Curiosamente, o mesmo Scornavacca empresaria a dupla Zezé
Di Camargo & Luciano, que animou os showmícios de Lula. Uma
neblina se forma em torno dos valores dessa militância. Scornavacca, procurado pela Folha, não retornou as ligações.
Rogério Schlegel, da campanha
de Serra, afirma que seus artistas
ganhavam cachês, mas que a
campanha está proibida por contrato de divulgar os valores.
"A turma do marketing que
pensa, faz contratos. Leonardo é
um bom exemplo desse profissionalismo na militância: uma música cantada por ele aparecia na
propaganda do Lula, mas ele fez
comícios do Serra", diz Schlegel.
"O Zezé não cobrava cachê, mas
tivemos que pagar para a turma
dele. Fizemos um pacote que cobria despesas de infra-estrutura.
Mas virou uma relação legal", diz
Delúbio Soares, que cuidou das finanças da campanha de Lula.

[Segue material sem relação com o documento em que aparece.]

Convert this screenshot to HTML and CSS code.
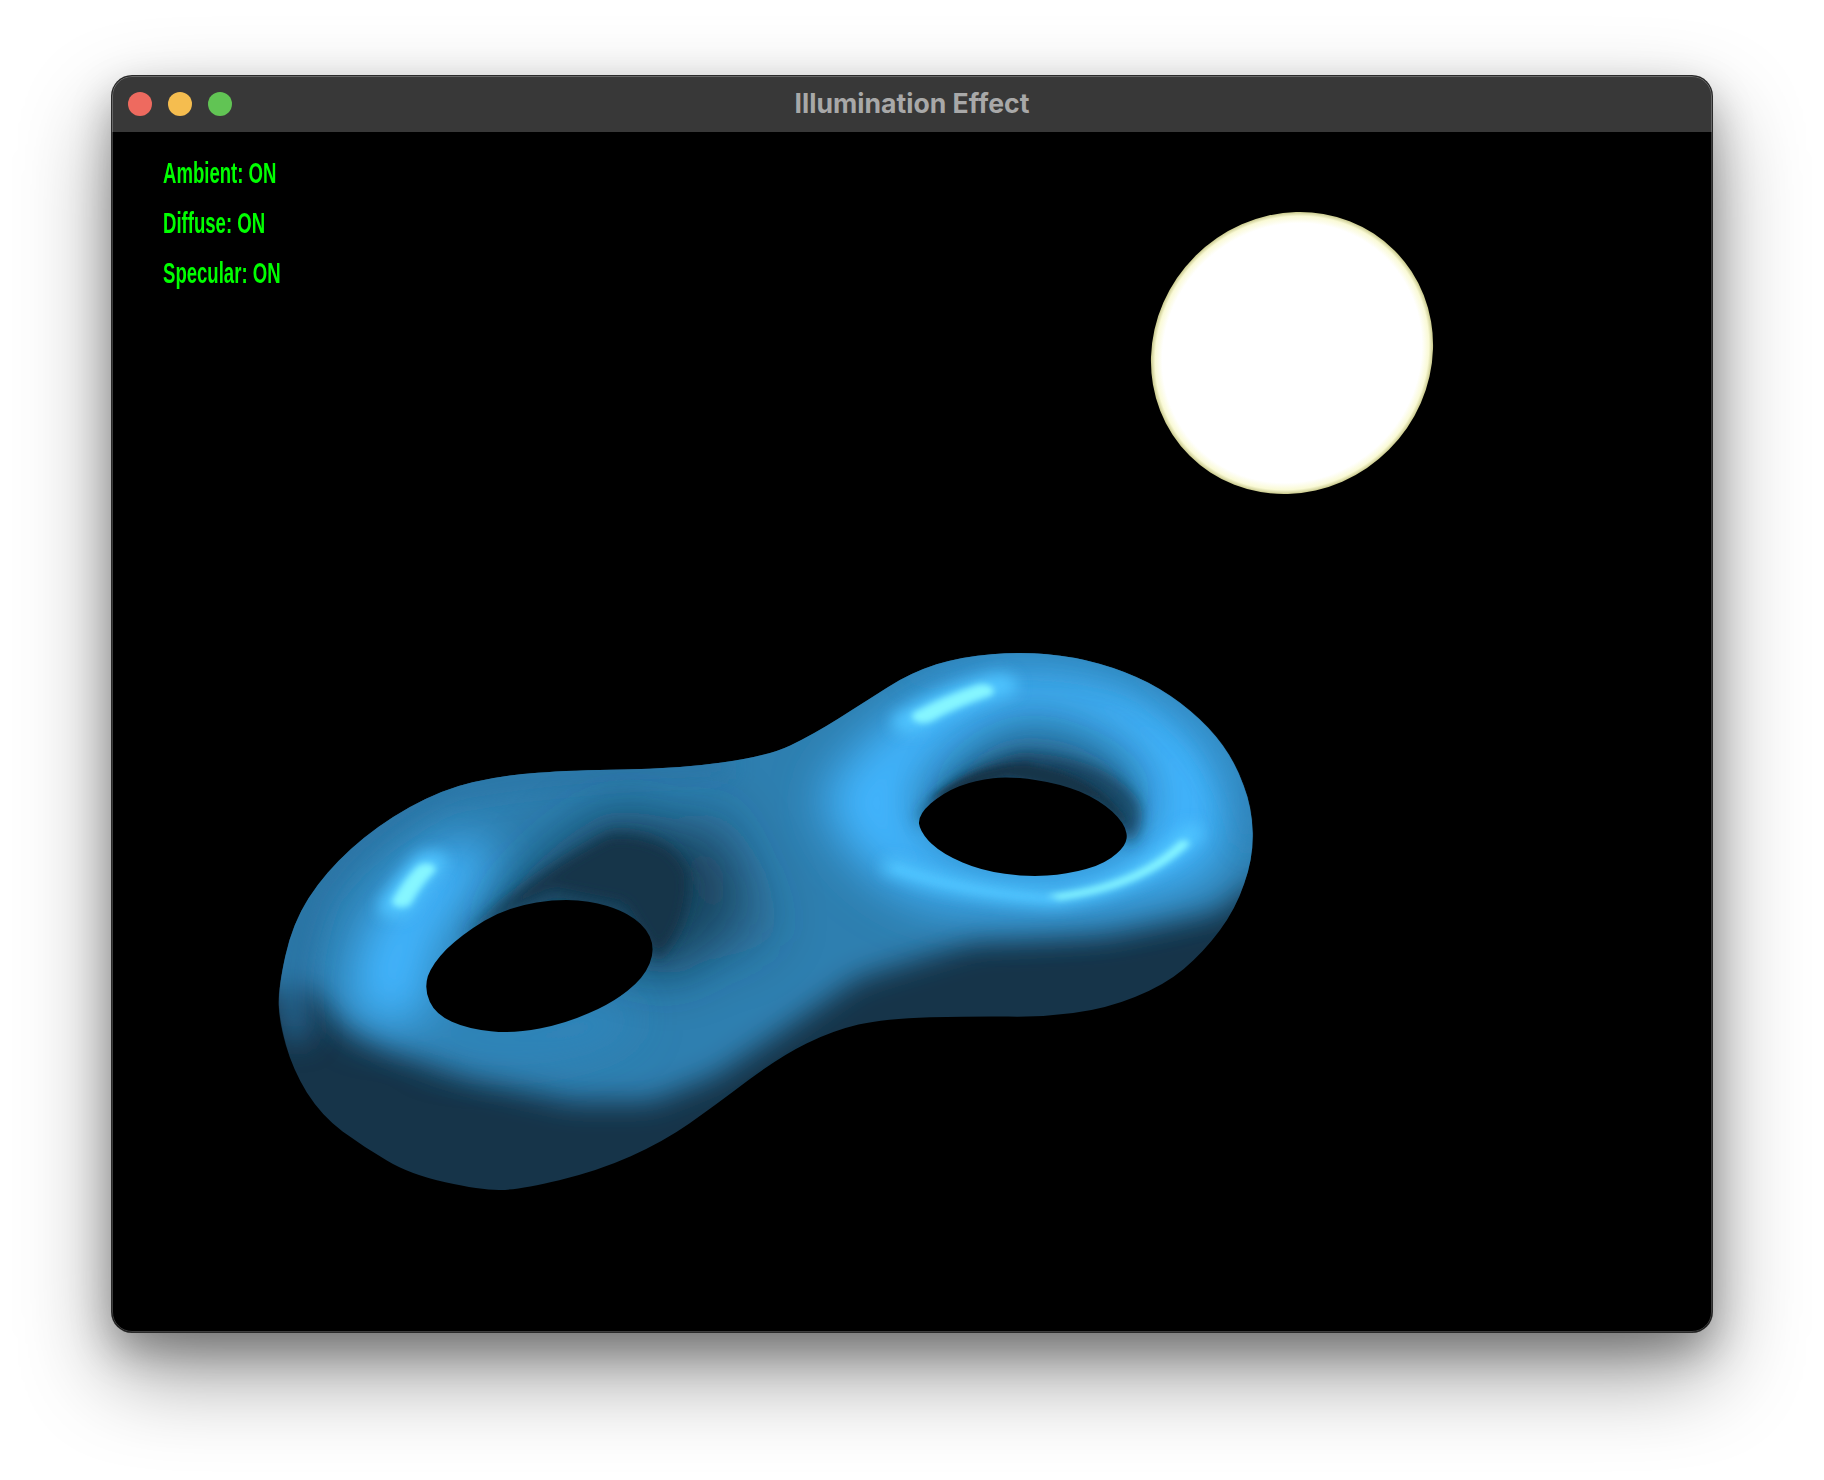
FILE: index.html
```html
<!DOCTYPE html>
<html lang="en">
<head>
<meta charset="utf-8">
<title>Illumination Effect</title>
<link rel="stylesheet" href="styles.css">
</head>
<body>
<main class="window">
  <header class="titlebar">
    <div class="lights">
      <span class="light light-close"></span>
      <span class="light light-min"></span>
      <span class="light light-max"></span>
    </div>
    <h1 class="title">Illumination Effect</h1>
  </header>
  <section class="scene">
    <svg class="sphere" viewBox="0 0 300 300" aria-hidden="true">
      <defs>
        <radialGradient id="sphereFill" cx="50%" cy="50%" r="50%">
          <stop offset="0" stop-color="#ffffff"/>
          <stop offset="0.92" stop-color="#ffffff"/>
          <stop offset="0.97" stop-color="#fafad6"/>
          <stop offset="1" stop-color="#c8c88c"/>
        </radialGradient>
      </defs>
      <ellipse cx="150" cy="150" rx="145" ry="137" fill="url(#sphereFill)" transform="rotate(-45 150 150)"/>
    </svg>
    <svg class="blob" viewBox="0 0 1568 1568" preserveAspectRatio="none" aria-hidden="true">
      <defs>
        <clipPath id="outline">
          <path d="M1210 39Q1250 45 1290 65Q1330 85 1365 117Q1400 150 1430 195Q1460 240 1480 290Q1500 340 1512 400Q1525 460 1526 530Q1527 600 1513 670Q1500 740 1475 800Q1450 860 1420 905Q1390 950 1345 982Q1300 1015 1250 1026Q1200 1038 1150 1036Q1100 1035 1030 1038Q960 1042 920 1058Q880 1075 840 1110Q800 1145 750 1212Q700 1280 660 1330Q620 1380 570 1420Q520 1460 460 1486Q400 1512 370 1513Q340 1514 285 1492Q230 1470 195 1432Q160 1395 127 1352Q95 1310 72 1245Q50 1180 40 1115Q30 1050 29 1005Q28 960 39 870Q50 780 75 710Q100 640 140 575Q180 510 230 460Q280 410 327 391Q375 372 427 365Q480 358 560 356Q640 355 710 337Q780 320 815 290Q850 260 890 215Q930 170 965 130Q1000 90 1040 67Q1080 45 1125 39Q1170 33 1210 39Z"/>
        </clipPath>
        <filter id="blurLg" filterUnits="userSpaceOnUse" x="-300" y="-300" width="2200" height="2200"><feGaussianBlur stdDeviation="38 68"/></filter>
        <filter id="blurMd" filterUnits="userSpaceOnUse" x="-300" y="-300" width="2200" height="2200"><feGaussianBlur stdDeviation="22 40"/></filter>
        <filter id="blurSm" filterUnits="userSpaceOnUse" x="-300" y="-300" width="2200" height="2200"><feGaussianBlur stdDeviation="11 20"/></filter>
        <filter id="blurXs" filterUnits="userSpaceOnUse" x="-300" y="-300" width="2200" height="2200"><feGaussianBlur stdDeviation="5 9"/></filter>
      </defs>
      <g clip-path="url(#outline)">
        <rect class="shade-base" width="1568" height="1568"/>
        <path class="shade-mid" filter="url(#blurMd)" d="M-200 -200H1800V620L1527 670L1470 750L1300 810L1100 830L920 930L800 1080L700 1200L600 1270L480 1270L330 1210L200 1130L130 1060L80 960H-200Z"/>
        <g filter="url(#blurLg)" fill="none" stroke-linecap="round" stroke-linejoin="round">
          <path class="stroke-bright" stroke-width="120" d="M200 1000Q190 800 310 620"/>
          <path class="stroke-soft" stroke-width="70" d="M290 1090Q420 1130 540 1040"/>
          <path class="stroke-bright" stroke-width="130" d="M930 430Q1010 230 1130 150Q1280 110 1390 280Q1450 420 1410 600Q1270 710 1050 660Q960 590 930 430Z"/>
        </g>
        <g filter="url(#blurMd)" fill="none">
          <path class="edge-dim" stroke-width="44" d="M60 1100Q30 950 75 710Q130 550 280 410Q480 345 720 340"/>
          <path class="edge-dim edge-faint" stroke-width="34" d="M1000 90Q1170 10 1350 100Q1500 280 1530 560"/>
        </g>
        <g filter="url(#blurLg)">
          <path class="shade-dark" opacity="0.75" d="M350 790Q430 560 540 470Q670 470 730 640Q740 820 640 930Z"/>
          <path class="shade-dark" opacity="0.3" d="M700 420Q780 640 800 800L720 900L640 600Z"/>
          <path class="shade-dark" opacity="0.35" d="M1040 450Q1090 290 1180 260Q1310 290 1370 450Z"/>
        </g>
        <g filter="url(#blurSm)">
          <path class="shade-dark" d="M310 820Q420 640 540 530Q640 530 660 650Q660 800 610 880L560 730L450 690Z"/>
          <path class="shade-dark" opacity="0.7" d="M1005 500Q1060 350 1170 310Q1300 320 1350 440Q1365 500 1340 560L1200 360Z"/>
        </g>
        <g filter="url(#blurXs)">
          <path class="shade-dark" d="M1030 440Q1100 340 1180 340Q1290 370 1335 510L1290 440L1150 375Z"/>
        </g>
        <g filter="url(#blurSm)" fill="none" stroke-linecap="round">
          <path class="stroke-glow" stroke-width="54" d="M208 735Q235 660 262 610"/>
          <path class="stroke-glow" stroke-width="60" d="M1000 225Q1060 160 1135 125"/>
          <path class="stroke-glow" stroke-width="40" d="M975 625Q1080 695 1220 712Q1350 680 1432 530"/>
        </g>
        <g filter="url(#blurXs)" fill="none" stroke-linecap="round">
          <path class="stroke-hot" stroke-width="30" d="M218 720Q235 665 255 630"/>
          <path class="stroke-hot" stroke-width="36" d="M1020 210Q1060 170 1110 140"/>
          <path class="stroke-hot" stroke-width="18" d="M1220 708Q1350 680 1420 560"/>
          <path class="stroke-glow" stroke-width="12" d="M980 630Q1080 695 1220 712"/>
        </g>
      </g>
      <path class="hole" d="M505 720Q540 730 565 755Q590 780 599 815Q608 850 599 890Q590 930 565 965Q540 1000 505 1027Q470 1055 430 1069Q390 1083 355 1076Q320 1070 295 1050Q270 1030 261 995Q252 960 258 925Q265 890 287 850Q310 810 345 772Q380 735 425 722Q470 710 505 720Z"/>
      <path class="hole" d="M1192 385Q1230 395 1260 417Q1290 440 1310 472Q1330 505 1332 532Q1335 560 1317 587Q1300 615 1270 630Q1240 645 1210 648Q1180 652 1145 643Q1110 635 1080 612Q1050 590 1032 560Q1015 530 1013 505Q1012 480 1031 450Q1050 420 1075 402Q1100 385 1127 380Q1155 375 1192 385Z"/>
    </svg>
    <ul class="status">
      <li class="status-line">Ambient: ON</li>
      <li class="status-line">Diffuse: ON</li>
      <li class="status-line">Specular: ON</li>
    </ul>
  </section>
</main>
</body>
</html>
```

FILE: styles.css
```css
* { box-sizing: border-box; }

html, body { margin: 0; height: 100%; background: #ffffff; }

body {
  padding: 76px 0 0 112px;
  overflow: hidden;
}

.window {
  position: relative;
  display: flex;
  flex-direction: column;
  width: 1600px;
  height: 1256px;
  border-radius: 20px;
  overflow: hidden;
  background: #000;
  box-shadow:
    0 0 0 1px #2a2a2a,
    0 18px 40px rgba(0, 0, 0, 0.28),
    0 40px 90px rgba(0, 0, 0, 0.42);
}

.window::after {
  content: "";
  position: absolute;
  inset: 0;
  border: 1px solid rgba(255, 255, 255, 0.24);
  border-radius: 20px;
  pointer-events: none;
}

.titlebar {
  position: relative;
  display: flex;
  align-items: center;
  justify-content: center;
  flex: 0 0 56px;
  background: #383838;
}

.lights {
  position: absolute;
  left: 16px;
  display: flex;
  gap: 16px;
}

.light { width: 24px; height: 24px; border-radius: 50%; }
.light-close { background: #ee6a5f; }
.light-min { background: #f5bd4f; }
.light-max { background: #61c454; }

.title {
  margin: 0 0 3px;
  font: 700 26.6px "Inter", "Liberation Sans", sans-serif;
  color: #a8a8a8;
}

.scene {
  position: relative;
  flex: 1;
}

.sphere {
  position: absolute;
  left: 1030px;
  top: 71px;
  width: 300px;
  height: 300px;
}

.blob {
  position: absolute;
  left: 148px;
  top: 508px;
  width: 1020px;
  height: 570px;
}

.shade-base, .shade-dark { fill: #163449; }
.shade-mid { fill: #2f7fb0; }
.stroke-bright { stroke: #42b6ff; }
.stroke-soft { stroke: #3390cb; opacity: 0.7; }
.stroke-glow { stroke: #4fc4ff; }
.stroke-hot { stroke: #86f6ff; }
.edge-dim { stroke: #286f9e; opacity: 0.85; }
.edge-faint { stroke: #2f86bf; opacity: 0.5; }
.hole { fill: #000; }

.status {
  position: relative;
  display: flex;
  flex-direction: column;
  gap: 16px;
  margin: 0;
  padding: 24px 0 0 51px;
  list-style: none;
}

.status-line {
  height: 34px;
  font: 700 29px/34px "Liberation Sans Narrow", "Liberation Sans", sans-serif;
  color: #00ff00;
  transform: scaleX(0.64);
  transform-origin: left center;
}
```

Paulo Viana, advogado da dupla Zezé Di Camargo & Luciano,
afirma que a relação com o PT começou quando ele ouviu a música
da dupla "Meu País" sendo gravada num estúdio, e há três anos fez
a aproximação com Lula.
"Percebi que a música tinha a
cara do Lula, insisti para ele escutar. Ele adorou. Em 2001, o Duda
Mendonça negociou a cessão dos
direitos da música, disse que ia
usá-la no horário político. Como
teve uma repercussão grande, o
Lula quis conhecer o Zezé e agradecer a cessão", diz Viana.
"Fizemos a coisa formalmente,
para não parecer interesse, e acabamos cedendo a música de graça. O Zezé ficou maravilhado com
o Lula, disse que ele estava preparado mesmo para governar."
Viana diz que os R$ 75 mil por
show, a metade do que a dupla cobra normalmente, era uma média
calculada entre showmícios fora
de São Paulo (R$ 100 mil) e perto
(R$ 50 mil), e que a maioria deles
era marcada nos dias em que a
dupla faz poucos shows [de segunda a quarta-feira". "Se o custo
fosse maior, ficávamos no prejuízo; se fosse menor, o lucro ficava
para nós. O Zezé achava que ia enganar o público se tocasse meia
dúzia de músicas no violão. O PT
pagou as despesas de produção de
um show completo. Mas os artistas não cobraram cachê."